• **THE DATA**
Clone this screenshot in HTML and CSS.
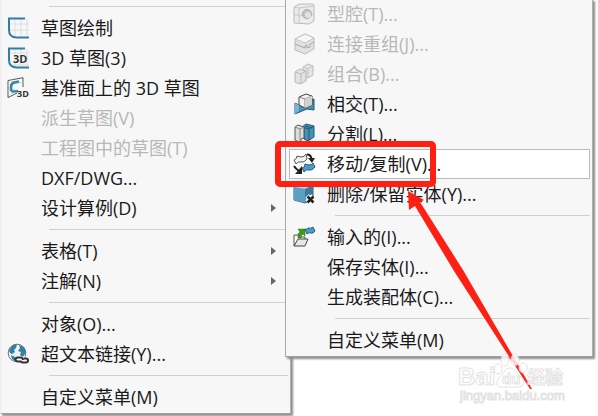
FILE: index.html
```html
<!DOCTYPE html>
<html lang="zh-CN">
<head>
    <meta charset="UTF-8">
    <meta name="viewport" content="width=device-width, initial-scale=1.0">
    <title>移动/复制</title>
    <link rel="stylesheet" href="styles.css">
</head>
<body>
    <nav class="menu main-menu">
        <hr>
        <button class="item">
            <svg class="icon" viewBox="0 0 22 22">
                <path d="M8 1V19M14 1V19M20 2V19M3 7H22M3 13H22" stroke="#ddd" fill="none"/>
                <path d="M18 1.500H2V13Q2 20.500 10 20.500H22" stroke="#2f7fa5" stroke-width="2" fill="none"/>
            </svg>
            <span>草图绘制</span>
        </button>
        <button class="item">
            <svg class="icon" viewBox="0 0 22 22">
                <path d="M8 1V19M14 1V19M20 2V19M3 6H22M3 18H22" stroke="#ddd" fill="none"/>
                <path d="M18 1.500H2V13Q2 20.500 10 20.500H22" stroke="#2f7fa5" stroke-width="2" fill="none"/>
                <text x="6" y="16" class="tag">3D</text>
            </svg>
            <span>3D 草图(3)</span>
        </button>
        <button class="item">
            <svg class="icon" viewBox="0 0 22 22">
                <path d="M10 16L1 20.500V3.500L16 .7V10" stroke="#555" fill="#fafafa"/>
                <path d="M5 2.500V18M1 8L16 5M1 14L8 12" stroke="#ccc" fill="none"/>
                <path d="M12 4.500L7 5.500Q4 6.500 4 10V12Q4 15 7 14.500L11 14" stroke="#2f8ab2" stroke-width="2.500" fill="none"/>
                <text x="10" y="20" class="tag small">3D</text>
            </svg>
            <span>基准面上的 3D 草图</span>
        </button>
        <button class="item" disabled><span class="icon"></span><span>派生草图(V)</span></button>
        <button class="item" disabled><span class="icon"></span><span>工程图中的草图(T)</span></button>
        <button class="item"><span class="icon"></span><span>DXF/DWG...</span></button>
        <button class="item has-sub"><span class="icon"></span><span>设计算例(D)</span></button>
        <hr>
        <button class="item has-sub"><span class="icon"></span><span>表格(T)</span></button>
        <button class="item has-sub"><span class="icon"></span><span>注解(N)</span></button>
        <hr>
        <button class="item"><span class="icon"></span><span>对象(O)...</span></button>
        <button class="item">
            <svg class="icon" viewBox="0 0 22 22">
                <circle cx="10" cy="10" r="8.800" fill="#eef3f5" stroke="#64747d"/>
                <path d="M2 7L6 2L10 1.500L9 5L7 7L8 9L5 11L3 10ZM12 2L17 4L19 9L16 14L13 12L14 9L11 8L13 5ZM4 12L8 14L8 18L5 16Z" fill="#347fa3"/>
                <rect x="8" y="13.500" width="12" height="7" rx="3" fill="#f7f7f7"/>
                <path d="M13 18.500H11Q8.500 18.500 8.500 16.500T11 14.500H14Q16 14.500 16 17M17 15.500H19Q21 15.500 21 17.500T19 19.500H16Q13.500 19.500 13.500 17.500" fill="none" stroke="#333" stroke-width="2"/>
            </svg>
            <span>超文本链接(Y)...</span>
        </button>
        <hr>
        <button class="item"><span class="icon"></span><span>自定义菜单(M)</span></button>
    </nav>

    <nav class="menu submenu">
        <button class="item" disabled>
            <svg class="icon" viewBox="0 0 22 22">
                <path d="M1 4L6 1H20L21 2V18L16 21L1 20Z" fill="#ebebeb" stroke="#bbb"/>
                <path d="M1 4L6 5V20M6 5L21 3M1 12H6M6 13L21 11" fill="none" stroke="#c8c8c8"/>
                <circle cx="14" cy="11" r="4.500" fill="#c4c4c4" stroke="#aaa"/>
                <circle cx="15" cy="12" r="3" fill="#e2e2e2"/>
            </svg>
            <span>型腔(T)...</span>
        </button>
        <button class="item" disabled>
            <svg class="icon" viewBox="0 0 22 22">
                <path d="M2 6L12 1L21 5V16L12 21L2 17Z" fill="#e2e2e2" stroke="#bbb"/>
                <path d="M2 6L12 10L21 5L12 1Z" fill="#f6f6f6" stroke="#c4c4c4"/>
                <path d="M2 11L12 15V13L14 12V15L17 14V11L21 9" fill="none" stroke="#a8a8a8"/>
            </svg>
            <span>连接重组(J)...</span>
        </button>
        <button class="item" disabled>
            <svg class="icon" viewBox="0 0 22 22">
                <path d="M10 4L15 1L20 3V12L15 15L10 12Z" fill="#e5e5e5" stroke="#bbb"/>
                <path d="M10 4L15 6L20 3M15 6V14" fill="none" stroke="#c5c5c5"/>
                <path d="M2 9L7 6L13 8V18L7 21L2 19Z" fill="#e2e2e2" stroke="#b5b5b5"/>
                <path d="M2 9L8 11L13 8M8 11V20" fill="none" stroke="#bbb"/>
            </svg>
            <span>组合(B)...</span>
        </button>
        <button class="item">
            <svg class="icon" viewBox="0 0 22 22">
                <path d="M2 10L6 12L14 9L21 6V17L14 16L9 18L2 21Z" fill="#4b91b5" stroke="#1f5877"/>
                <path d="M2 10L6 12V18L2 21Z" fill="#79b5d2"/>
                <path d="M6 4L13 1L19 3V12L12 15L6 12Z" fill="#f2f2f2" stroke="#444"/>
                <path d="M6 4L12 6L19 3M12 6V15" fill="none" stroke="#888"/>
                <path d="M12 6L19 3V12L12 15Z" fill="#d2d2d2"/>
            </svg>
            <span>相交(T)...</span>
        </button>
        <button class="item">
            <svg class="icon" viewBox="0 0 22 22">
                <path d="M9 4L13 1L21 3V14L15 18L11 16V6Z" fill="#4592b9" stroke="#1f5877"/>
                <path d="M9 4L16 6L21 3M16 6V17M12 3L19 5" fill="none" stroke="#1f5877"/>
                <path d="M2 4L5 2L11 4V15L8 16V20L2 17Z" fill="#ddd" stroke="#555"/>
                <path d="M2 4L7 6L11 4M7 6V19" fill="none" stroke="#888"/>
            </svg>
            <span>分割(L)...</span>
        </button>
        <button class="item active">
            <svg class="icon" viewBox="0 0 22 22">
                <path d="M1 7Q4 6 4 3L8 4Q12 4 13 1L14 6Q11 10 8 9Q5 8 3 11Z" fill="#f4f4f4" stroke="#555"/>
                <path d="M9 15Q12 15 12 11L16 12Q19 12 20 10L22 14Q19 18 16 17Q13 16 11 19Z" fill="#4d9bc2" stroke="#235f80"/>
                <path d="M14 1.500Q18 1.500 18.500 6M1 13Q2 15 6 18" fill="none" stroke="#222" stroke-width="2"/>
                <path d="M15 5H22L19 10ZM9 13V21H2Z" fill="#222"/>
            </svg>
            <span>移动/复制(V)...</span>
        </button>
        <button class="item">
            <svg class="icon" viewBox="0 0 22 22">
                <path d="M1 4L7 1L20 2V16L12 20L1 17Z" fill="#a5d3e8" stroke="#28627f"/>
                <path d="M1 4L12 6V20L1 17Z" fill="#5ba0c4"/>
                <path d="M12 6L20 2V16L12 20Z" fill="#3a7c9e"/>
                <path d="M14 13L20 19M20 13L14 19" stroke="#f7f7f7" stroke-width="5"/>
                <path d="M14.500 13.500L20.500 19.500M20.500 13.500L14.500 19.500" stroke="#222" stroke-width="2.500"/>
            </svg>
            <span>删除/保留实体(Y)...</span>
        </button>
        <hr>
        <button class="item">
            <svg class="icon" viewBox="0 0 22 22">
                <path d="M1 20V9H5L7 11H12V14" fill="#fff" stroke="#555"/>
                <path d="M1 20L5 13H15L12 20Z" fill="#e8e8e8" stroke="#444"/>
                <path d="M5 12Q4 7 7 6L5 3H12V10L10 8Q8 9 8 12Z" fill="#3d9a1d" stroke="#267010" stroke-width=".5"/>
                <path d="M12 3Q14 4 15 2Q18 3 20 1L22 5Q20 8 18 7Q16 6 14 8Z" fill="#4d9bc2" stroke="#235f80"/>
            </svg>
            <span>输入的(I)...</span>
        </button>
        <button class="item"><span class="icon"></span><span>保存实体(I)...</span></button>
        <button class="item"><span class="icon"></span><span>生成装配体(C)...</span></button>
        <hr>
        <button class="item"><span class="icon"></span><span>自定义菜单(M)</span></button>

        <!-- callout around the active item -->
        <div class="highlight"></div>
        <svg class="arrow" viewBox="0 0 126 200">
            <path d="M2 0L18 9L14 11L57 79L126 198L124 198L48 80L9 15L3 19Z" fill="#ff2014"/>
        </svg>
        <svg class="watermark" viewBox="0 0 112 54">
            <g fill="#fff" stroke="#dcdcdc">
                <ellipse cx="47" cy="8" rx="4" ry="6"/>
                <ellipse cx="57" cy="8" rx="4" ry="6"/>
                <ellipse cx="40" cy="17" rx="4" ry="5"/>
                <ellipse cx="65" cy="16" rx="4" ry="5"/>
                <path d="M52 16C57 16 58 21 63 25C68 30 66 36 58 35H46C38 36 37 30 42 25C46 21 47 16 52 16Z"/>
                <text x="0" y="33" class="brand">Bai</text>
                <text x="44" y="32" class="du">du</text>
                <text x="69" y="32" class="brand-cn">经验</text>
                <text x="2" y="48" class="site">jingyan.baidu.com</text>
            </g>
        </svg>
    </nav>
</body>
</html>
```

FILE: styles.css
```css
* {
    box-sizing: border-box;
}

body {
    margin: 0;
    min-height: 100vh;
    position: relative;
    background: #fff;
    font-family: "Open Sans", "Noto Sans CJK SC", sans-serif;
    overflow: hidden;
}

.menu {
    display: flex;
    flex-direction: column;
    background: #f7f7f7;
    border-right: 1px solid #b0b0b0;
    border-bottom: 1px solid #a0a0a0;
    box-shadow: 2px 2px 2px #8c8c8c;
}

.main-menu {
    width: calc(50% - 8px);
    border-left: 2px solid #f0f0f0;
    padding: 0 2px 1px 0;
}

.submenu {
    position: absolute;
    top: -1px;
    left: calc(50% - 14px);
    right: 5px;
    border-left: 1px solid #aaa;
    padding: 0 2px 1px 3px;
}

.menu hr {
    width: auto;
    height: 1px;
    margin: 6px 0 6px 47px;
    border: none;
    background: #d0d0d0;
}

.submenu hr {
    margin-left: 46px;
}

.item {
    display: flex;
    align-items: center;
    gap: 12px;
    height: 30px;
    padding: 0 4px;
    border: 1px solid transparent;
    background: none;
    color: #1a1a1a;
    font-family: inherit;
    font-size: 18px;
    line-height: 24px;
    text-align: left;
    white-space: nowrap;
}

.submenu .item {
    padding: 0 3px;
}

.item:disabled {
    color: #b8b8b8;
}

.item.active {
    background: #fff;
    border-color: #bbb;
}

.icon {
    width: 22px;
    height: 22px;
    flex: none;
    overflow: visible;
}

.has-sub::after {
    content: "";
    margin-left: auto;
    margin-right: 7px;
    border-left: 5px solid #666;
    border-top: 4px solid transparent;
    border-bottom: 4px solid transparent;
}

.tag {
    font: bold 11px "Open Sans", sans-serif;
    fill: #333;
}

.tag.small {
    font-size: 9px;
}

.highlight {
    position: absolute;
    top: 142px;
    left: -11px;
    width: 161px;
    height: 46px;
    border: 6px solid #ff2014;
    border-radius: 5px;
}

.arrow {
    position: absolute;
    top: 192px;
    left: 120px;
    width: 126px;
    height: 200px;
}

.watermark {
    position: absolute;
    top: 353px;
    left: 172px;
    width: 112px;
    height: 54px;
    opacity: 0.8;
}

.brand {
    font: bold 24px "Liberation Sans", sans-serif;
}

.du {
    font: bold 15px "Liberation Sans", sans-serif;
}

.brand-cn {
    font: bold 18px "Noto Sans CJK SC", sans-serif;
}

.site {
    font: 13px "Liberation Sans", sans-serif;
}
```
==
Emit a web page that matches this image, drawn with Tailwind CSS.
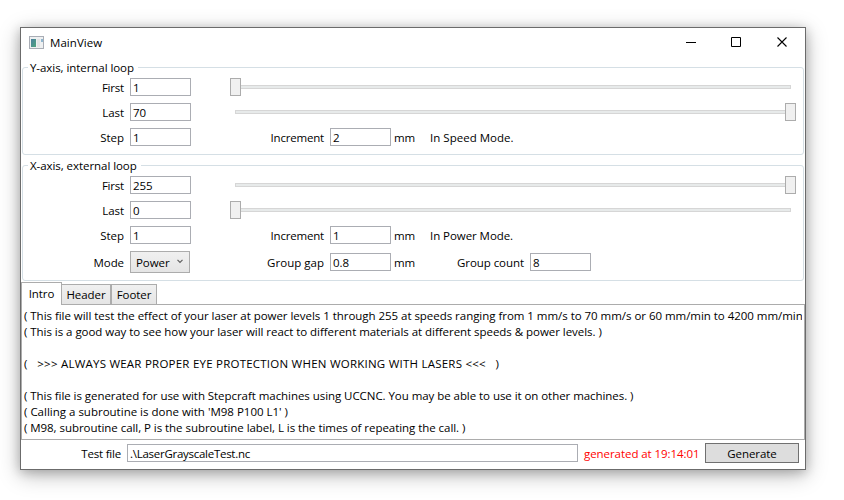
==
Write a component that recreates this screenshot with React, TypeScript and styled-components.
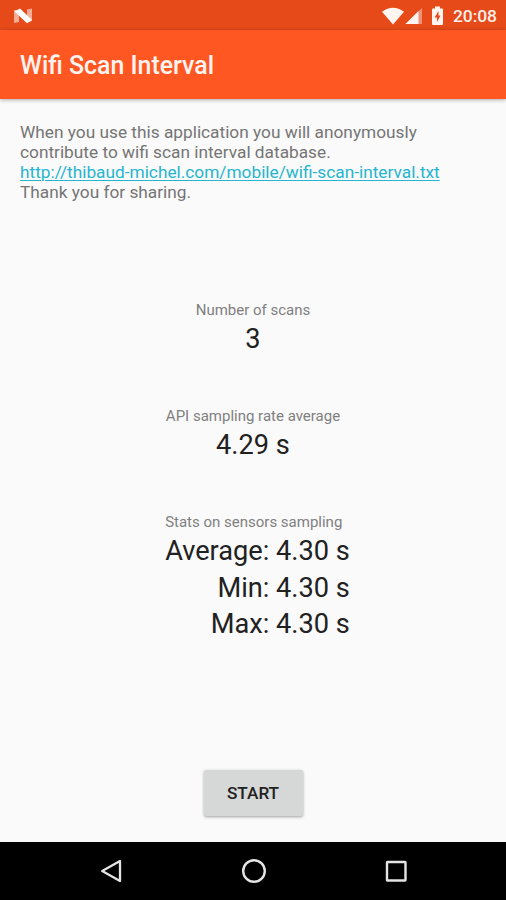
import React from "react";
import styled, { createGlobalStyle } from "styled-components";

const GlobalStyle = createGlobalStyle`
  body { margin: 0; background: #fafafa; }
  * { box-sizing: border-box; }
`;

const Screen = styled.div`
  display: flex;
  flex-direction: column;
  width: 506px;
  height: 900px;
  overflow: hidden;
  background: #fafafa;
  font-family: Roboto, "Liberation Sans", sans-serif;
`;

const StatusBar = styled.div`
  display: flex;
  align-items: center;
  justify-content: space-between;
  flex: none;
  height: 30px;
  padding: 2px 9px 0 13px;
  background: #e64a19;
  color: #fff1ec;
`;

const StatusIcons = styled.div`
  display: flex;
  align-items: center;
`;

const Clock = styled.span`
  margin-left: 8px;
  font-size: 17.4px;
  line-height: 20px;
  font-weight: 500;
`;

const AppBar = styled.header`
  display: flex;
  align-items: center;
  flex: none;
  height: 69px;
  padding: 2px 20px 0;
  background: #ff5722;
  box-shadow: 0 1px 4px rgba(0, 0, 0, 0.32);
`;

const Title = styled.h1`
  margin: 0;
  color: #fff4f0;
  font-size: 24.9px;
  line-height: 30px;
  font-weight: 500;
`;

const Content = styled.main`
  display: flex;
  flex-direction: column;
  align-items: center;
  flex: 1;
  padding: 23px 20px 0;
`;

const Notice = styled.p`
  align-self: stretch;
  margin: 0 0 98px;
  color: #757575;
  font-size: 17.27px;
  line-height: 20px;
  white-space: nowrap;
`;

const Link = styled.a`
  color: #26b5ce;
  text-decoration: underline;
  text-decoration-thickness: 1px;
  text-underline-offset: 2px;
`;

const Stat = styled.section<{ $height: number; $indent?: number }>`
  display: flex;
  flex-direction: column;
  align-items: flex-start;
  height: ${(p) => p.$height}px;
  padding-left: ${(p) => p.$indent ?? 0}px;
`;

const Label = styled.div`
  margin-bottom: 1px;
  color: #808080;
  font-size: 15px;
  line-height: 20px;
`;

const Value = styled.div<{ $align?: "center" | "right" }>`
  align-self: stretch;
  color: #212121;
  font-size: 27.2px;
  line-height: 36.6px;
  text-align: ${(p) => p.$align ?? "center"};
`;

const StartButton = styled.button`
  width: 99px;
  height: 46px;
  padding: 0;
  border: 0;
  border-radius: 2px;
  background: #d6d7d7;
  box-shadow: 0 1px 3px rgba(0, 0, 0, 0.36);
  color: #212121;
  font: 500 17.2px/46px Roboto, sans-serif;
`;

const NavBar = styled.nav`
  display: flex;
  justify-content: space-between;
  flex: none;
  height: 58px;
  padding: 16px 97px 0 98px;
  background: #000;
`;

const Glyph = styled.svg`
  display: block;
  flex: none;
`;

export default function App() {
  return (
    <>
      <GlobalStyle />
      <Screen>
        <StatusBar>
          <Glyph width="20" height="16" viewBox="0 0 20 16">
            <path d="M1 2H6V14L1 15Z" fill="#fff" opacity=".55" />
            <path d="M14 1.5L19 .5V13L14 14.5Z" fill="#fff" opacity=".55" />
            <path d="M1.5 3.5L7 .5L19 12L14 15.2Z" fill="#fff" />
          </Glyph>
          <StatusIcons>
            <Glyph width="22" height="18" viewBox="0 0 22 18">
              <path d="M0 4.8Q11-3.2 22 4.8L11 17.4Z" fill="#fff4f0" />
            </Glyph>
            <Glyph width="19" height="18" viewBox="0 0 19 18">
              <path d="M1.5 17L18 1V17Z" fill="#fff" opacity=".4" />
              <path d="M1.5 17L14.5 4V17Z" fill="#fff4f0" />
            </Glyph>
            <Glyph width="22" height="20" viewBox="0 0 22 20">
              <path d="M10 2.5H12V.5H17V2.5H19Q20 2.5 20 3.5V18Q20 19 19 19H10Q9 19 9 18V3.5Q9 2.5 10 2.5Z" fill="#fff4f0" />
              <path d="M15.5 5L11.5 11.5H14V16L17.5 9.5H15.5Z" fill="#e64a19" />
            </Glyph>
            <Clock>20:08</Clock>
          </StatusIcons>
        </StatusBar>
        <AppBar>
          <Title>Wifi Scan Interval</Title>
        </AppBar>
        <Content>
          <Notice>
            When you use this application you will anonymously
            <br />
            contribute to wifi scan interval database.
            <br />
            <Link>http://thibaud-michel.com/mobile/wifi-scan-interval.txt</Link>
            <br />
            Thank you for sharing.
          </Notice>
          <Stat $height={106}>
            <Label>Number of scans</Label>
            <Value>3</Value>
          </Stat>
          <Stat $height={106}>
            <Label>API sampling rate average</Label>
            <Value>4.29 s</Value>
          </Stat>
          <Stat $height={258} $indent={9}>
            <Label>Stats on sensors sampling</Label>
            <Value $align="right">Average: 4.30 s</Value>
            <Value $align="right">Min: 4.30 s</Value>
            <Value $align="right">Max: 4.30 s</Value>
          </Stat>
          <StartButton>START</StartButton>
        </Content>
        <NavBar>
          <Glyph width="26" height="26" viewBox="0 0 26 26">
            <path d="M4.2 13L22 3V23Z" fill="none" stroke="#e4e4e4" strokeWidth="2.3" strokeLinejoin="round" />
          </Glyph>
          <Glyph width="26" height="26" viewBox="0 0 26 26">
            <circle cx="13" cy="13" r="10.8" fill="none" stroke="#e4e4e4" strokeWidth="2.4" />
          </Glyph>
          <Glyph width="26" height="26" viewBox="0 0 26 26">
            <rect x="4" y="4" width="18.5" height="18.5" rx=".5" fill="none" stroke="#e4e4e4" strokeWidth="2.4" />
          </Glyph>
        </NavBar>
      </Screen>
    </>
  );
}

• **STATED PROBLEM**
What is the number of lines above that hold the string "this"? Answer with that number alone.

• **EXPECTED ANSWER**
4